Given FISH data is hard to get, model 2 only used Hi-C data. More precisely, we used the following equation for normalization: $$F_{ij}= C_{ij} \frac{\sum_{k=1}^{n-1} \sum_{l=k+1}^n C_{kl}}{\sum_{k=1}^n C_{ik} \sum_{k=1}^n C_{kj}}$$ where $C_ij$ are the contract frequency from Hi-C.

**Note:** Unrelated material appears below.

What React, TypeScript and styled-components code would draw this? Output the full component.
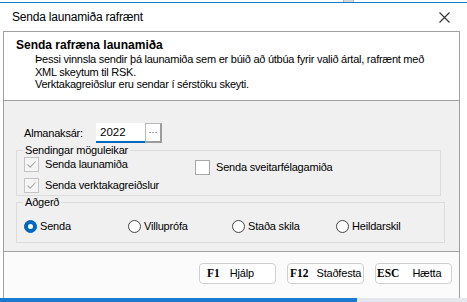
import React from "react";
import styled, { createGlobalStyle } from "styled-components";

const GlobalStyle = createGlobalStyle`
  html, body { margin: 0; padding: 0; background: #ffffff; }
  body {
    font-family: "Liberation Sans", Arial, sans-serif;
    font-size: 11px;
    color: #000;
  }
  * { box-sizing: border-box; }
`;

const Screen = styled.div`
  width: 467px;
  height: 302px;
  display: flex;
  flex-direction: column;
  overflow: hidden;
  background: #ffffff;
`;

const TopStrip = styled.div`
  height: 2px;
  display: flex;
  padding-left: 343px;
`;

const Tick = styled.div`
  width: 11px;
  height: 2px;
  background: #d6d6d6;
  border-left: 1px solid #b4b4b4;
  border-right: 1px solid #b4b4b4;
`;

const AccentLine = styled.div`
  height: 1px;
  background: #1a7ad0;
`;

const TitleBar = styled.div`
  height: 28px;
  display: flex;
  align-items: center;
  justify-content: space-between;
  padding: 0 17px 0 12px;
  font-size: 12px;
  letter-spacing: -0.2px;
  color: #000;
`;

const Frame = styled.div`
  margin-left: 3px;
  width: 457px;
  height: 267px;
  display: flex;
  flex-direction: column;
  border: 1px solid #a0a0a0;
  border-bottom: none;
`;

const Header = styled.div`
  height: 69px;
  background: #ffffff;
  border-bottom: 1px solid #a0a0a0;
  padding: 6px 0 0 12px;
`;

const HeaderTitle = styled.div`
  font-weight: bold;
  font-size: 12px;
  line-height: 14px;
`;

const HeaderText = styled.div`
  margin-top: 1px;
  padding-left: 19px;
  letter-spacing: -0.25px;
`;

const TextLine = styled.div`
  line-height: 12.6px;
  white-space: nowrap;
`;

const Body = styled.div`
  height: 151px;
  background: #f0f0f0;
  border-bottom: 1px solid #a0a0a0;
  padding: 22px 0 0 12px;
  display: flex;
  flex-direction: column;
  letter-spacing: -0.2px;
`;

const YearRow = styled.div`
  display: flex;
  align-items: center;
  height: 20px;
`;

const YearLabel = styled.label`
  width: 80px;
  padding-left: 8px;
`;

const YearInput = styled.div`
  width: 49px;
  height: 20px;
  background: #ffffff;
  border-bottom: 2px solid #0067c0;
  padding: 3px 0 0 4px;
  font-size: 11.5px;
  letter-spacing: 0;
`;

const BrowseButton = styled.div`
  width: 17px;
  height: 20px;
  background: #ffffff;
  border: 1px solid #b8b8b8;
  border-right: 2px solid #9c9c9c;
  border-bottom: 2px solid #9c9c9c;
  display: flex;
  align-items: center;
  justify-content: center;
  font-size: 9px;
  letter-spacing: 0;
  color: #333;
  padding-bottom: 2px;
`;

const Group = styled.fieldset<{ $width: number; $top: number; $padBottom: number }>`
  margin: ${(p) => p.$top}px 0 0 0;
  width: ${(p) => p.$width}px;
  border: 1px solid #dcdcdc;
  padding: 0 0 ${(p) => p.$padBottom}px 7px;
  min-width: 0;
`;

const Legend = styled.legend`
  padding: 0 2px;
  margin-left: -1px;
  font-size: 11px;
  line-height: 12px;
`;

const CheckGrid = styled.div`
  display: grid;
  grid-template-columns: 171px 1fr;
  row-gap: 5px;
`;

const CheckItem = styled.label<{ $shift?: number }>`
  display: flex;
  align-items: center;
  gap: 6px;
  height: 16px;
  margin-top: ${(p) => p.$shift ?? 0}px;
  margin-bottom: ${(p) => -(p.$shift ?? 0)}px;
`;

const CheckBox = styled.span<{ $disabled?: boolean }>`
  width: 15px;
  height: 15px;
  display: flex;
  align-items: center;
  justify-content: center;
  background: ${(p) => (p.$disabled ? "#f5f5f5" : "#ffffff")};
  border: 1px solid ${(p) => (p.$disabled ? "#c4c4c4" : "#a8a8a8")};
`;

const RadioRow = styled.div`
  display: grid;
  grid-template-columns: repeat(4, 104px);
  margin-top: 10px;
`;

const RadioItem = styled.label`
  display: flex;
  align-items: center;
  gap: 3px;
  height: 16px;
`;

const RadioCircle = styled.span<{ $checked?: boolean }>`
  width: 13px;
  height: 13px;
  border-radius: 50%;
  display: flex;
  align-items: center;
  justify-content: center;
  background: ${(p) => (p.$checked ? "#0067c0" : "#ffffff")};
  border: 1px solid ${(p) => (p.$checked ? "#0067c0" : "#444444")};
`;

const RadioDot = styled.span`
  width: 5px;
  height: 5px;
  border-radius: 50%;
  background: #ffffff;
`;

const Footer = styled.div`
  height: 46px;
  background: #fbfbfb;
  display: flex;
  justify-content: flex-end;
  align-items: flex-start;
  gap: 11px;
  padding: 11px 7px 0 0;
`;

const KeyButton = styled.button<{ $pad: number }>`
  width: 77px;
  height: 21px;
  background: #ffffff;
  border: 1px solid #d0d0d0;
  border-radius: 4px;
  display: flex;
  align-items: center;
  padding: 0 0 1px ${(p) => p.$pad}px;
  font-family: "Liberation Sans", Arial, sans-serif;
  font-size: 11px;
  letter-spacing: -0.2px;
  color: #000;
`;

const KeyName = styled.span`
  font-family: "Liberation Serif", "Times New Roman", serif;
  font-weight: bold;
  font-size: 11.5px;
  letter-spacing: 0;
`;

const KeyLabel = styled.span<{ $gap: number }>`
  margin-left: ${(p) => p.$gap}px;
`;

const BottomStrip = styled.div`
  height: 4px;
  display: flex;
`;

const BottomBlue = styled.div`
  width: 357px;
  background: #1a7ad0;
`;

const BottomGrey = styled.div`
  flex: 1;
  background: #e4e8ec;
`;

const CloseIcon = () => (
  <svg width="11" height="11" viewBox="0 0 11 11">
    <path d="M0.5 0.5 L10.5 10.5 M10.5 0.5 L0.5 10.5" stroke="#333" strokeWidth="1.1" fill="none" />
  </svg>
);

const CheckMark = () => (
  <svg width="13" height="13" viewBox="0 0 13 13">
    <polyline points="2.5,6.5 5.2,9.2 10.5,3.5" stroke="#a8a8a8" strokeWidth="1.1" fill="none" />
  </svg>
);

const buttons = [
  { key: "F1", label: "Hjálp", pad: 7, gap: 10 },
  { key: "F12", label: "Staðfesta", pad: 2, gap: 8 },
  { key: "ESC", label: "Hætta", pad: 1, gap: 13 },
];

const radios = ["Senda", "Villupróf­a".replace("\u00ad", ""), "Staða skila", "Heildarskil"];

export default function App() {
  return (
    <>
      <GlobalStyle />
      <Screen>
        <TopStrip>
          <Tick />
        </TopStrip>
        <AccentLine />
        <TitleBar>
          <span>Senda launamiða rafrænt</span>
          <CloseIcon />
        </TitleBar>
        <Frame>
          <Header>
            <HeaderTitle>Senda rafræna launamiða</HeaderTitle>
            <HeaderText>
              <TextLine>Þessi vinnsla sendir þá launamiða sem er búið að útbúa fyrir valið ártal, rafrænt með</TextLine>
              <TextLine>XML skeytum til RSK.</TextLine>
              <TextLine>Verktakagreiðslur eru sendar í sérstöku skeyti.</TextLine>
            </HeaderText>
          </Header>
          <Body>
            <YearRow>
              <YearLabel>Almanaksár:</YearLabel>
              <YearInput>2022</YearInput>
              <BrowseButton>···</BrowseButton>
            </YearRow>
            <Group $width={425} $top={1} $padBottom={2}>
              <Legend>Sendingar möguleikar</Legend>
              <CheckGrid>
                <CheckItem>
                  <CheckBox $disabled>
                    <CheckMark />
                  </CheckBox>
                  Senda launamiða
                </CheckItem>
                <CheckItem $shift={3}>
                  <CheckBox />
                  Senda sveitarfélagamiða
                </CheckItem>
                <CheckItem>
                  <CheckBox $disabled>
                    <CheckMark />
                  </CheckBox>
                  Senda verktakagreiðslur
                </CheckItem>
              </CheckGrid>
            </Group>
            <Group $width={429} $top={0} $padBottom={8}>
              <Legend>Aðgerð</Legend>
              <RadioRow>
                {radios.map((r, i) => (
                  <RadioItem key={r}>
                    <RadioCircle $checked={i === 0}>{i === 0 && <RadioDot />}</RadioCircle>
                    {r}
                  </RadioItem>
                ))}
              </RadioRow>
            </Group>
          </Body>
          <Footer>
            {buttons.map((b) => (
              <KeyButton key={b.key} $pad={b.pad}>
                <KeyName>{b.key}</KeyName>
                <KeyLabel $gap={b.gap}>{b.label}</KeyLabel>
              </KeyButton>
            ))}
          </Footer>
        </Frame>
        <BottomStrip>
          <BottomBlue />
          <BottomGrey />
        </BottomStrip>
      </Screen>
    </>
  );
}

The goal of optimization using Lorentzian objective function is to make the distances between region pairs in contact less than dc (contact distance threshold) and the distances between non- contact regions at least dc[7]. The weight parameters are used with the objective function below to guide the reconstruction of chromosomal structures: $$F_n = \sum_{contacts, |i - j| \ne 1} (W_1 tanh(d_c^2-d_{ij}^2) \frac{F_{ij}}{totalIF} + W_2\frac{tanh(d_{ij}^2 - d_{min}^2)}{totalIF}) \\ + \sum_{non-contacts, |i - j| \ne 1} (W_3 \frac{tanh(d_{max}^2-d_{ij}^2)}{totalIF} + W_4\frac{tanh(d_{ij}^2 - d_{min}^2)}{totalIF}) \\ + \sum_{|i - j| = 1} (W_1 tanh(da_{max}^2-d_{ij}^2) \frac{IF_{max}}{totalIF} + W_2\frac{tanh(d_{ij}^2 - d_{min}^2)}{totalIF})$$

Here dmin, dmax and damax are some parameters we chose based on prior knowledge[7]. To specify, dmin is the minimum distance between two regions, and dmax is the maximum distance between two regions. damax is the maximum distance between two adjacent regions.

Since the derivative of objective function is easy get, we still use derivative-based method to make it more efficient. We want to maximize our objective function for this model, so the gradient ascent is used here. The derivative functions are: $$\frac{\partial F_n}{\partial d_{ij}} = \sum_{contacts, |i - j| \ne 1} (-W_1 2d_{ij} sech(d_c^2-d_{ij}^2) \frac{F_{ij}}{totalIF} + W_2 2d_{ij}\frac{sech(d_{ij}^2 - d_{min}^2)}{totalIF}) \\ + \sum_{non-contacts, |i - j| \ne 1} (-W_3 2d_{ij}\frac{sech(d_{max}^2-d_{ij}^2)}{totalIF} + W_4 2d_{ij}\frac{sech^2(d_{ij}^2 - d_{min}^2)}{totalIF}) \\ + \sum_{|i - j| = 1} (-W_1 tanh(da_{max}^2-d_{ij}^2) 2d_{ij} \frac{IF_{max}}{totalIF} + W_2\frac{tanh(d_{ij}^2 - d_{min}^2) 2d_{ij}}{totalIF})$$ $$\frac{\partial d_{ij}}{dx_i} = \frac{x_i-x_j}{\sqrt{(x_i-x_j)^2+(y_i-y_j)^2 +(z_i-z_j)^2}}$$ $$\frac{\partial d_{ij}}{dy_i} = \frac{y_i-y_j}{\sqrt{(y_i-y_j)^2+(y_i-y_j)^2 +(z_i-z_j)^2}}$$ $$\frac{\partial d_{ij}}{dz_i} = \frac{z_i-z_j}{\sqrt{(z_i-z_j)^2+(y_i-y_j)^2 +(z_i-z_j)^2}}$$

The initialization procedure used here is the same as model 1. Different weight parameters are tested for each chromosome to get optimal solution.

Visualization

We found PYMOL is a good tool to visualize the 3D structure.

Here is the code to generate a movie for 3D structure rotating 360.

mset 1, 180
util.mroll 1, 180, 1
set ray_trace_frames, 1
set cache_frames, 0

Here is the estimated structure.

Future work

1. Objective function with biological constraints.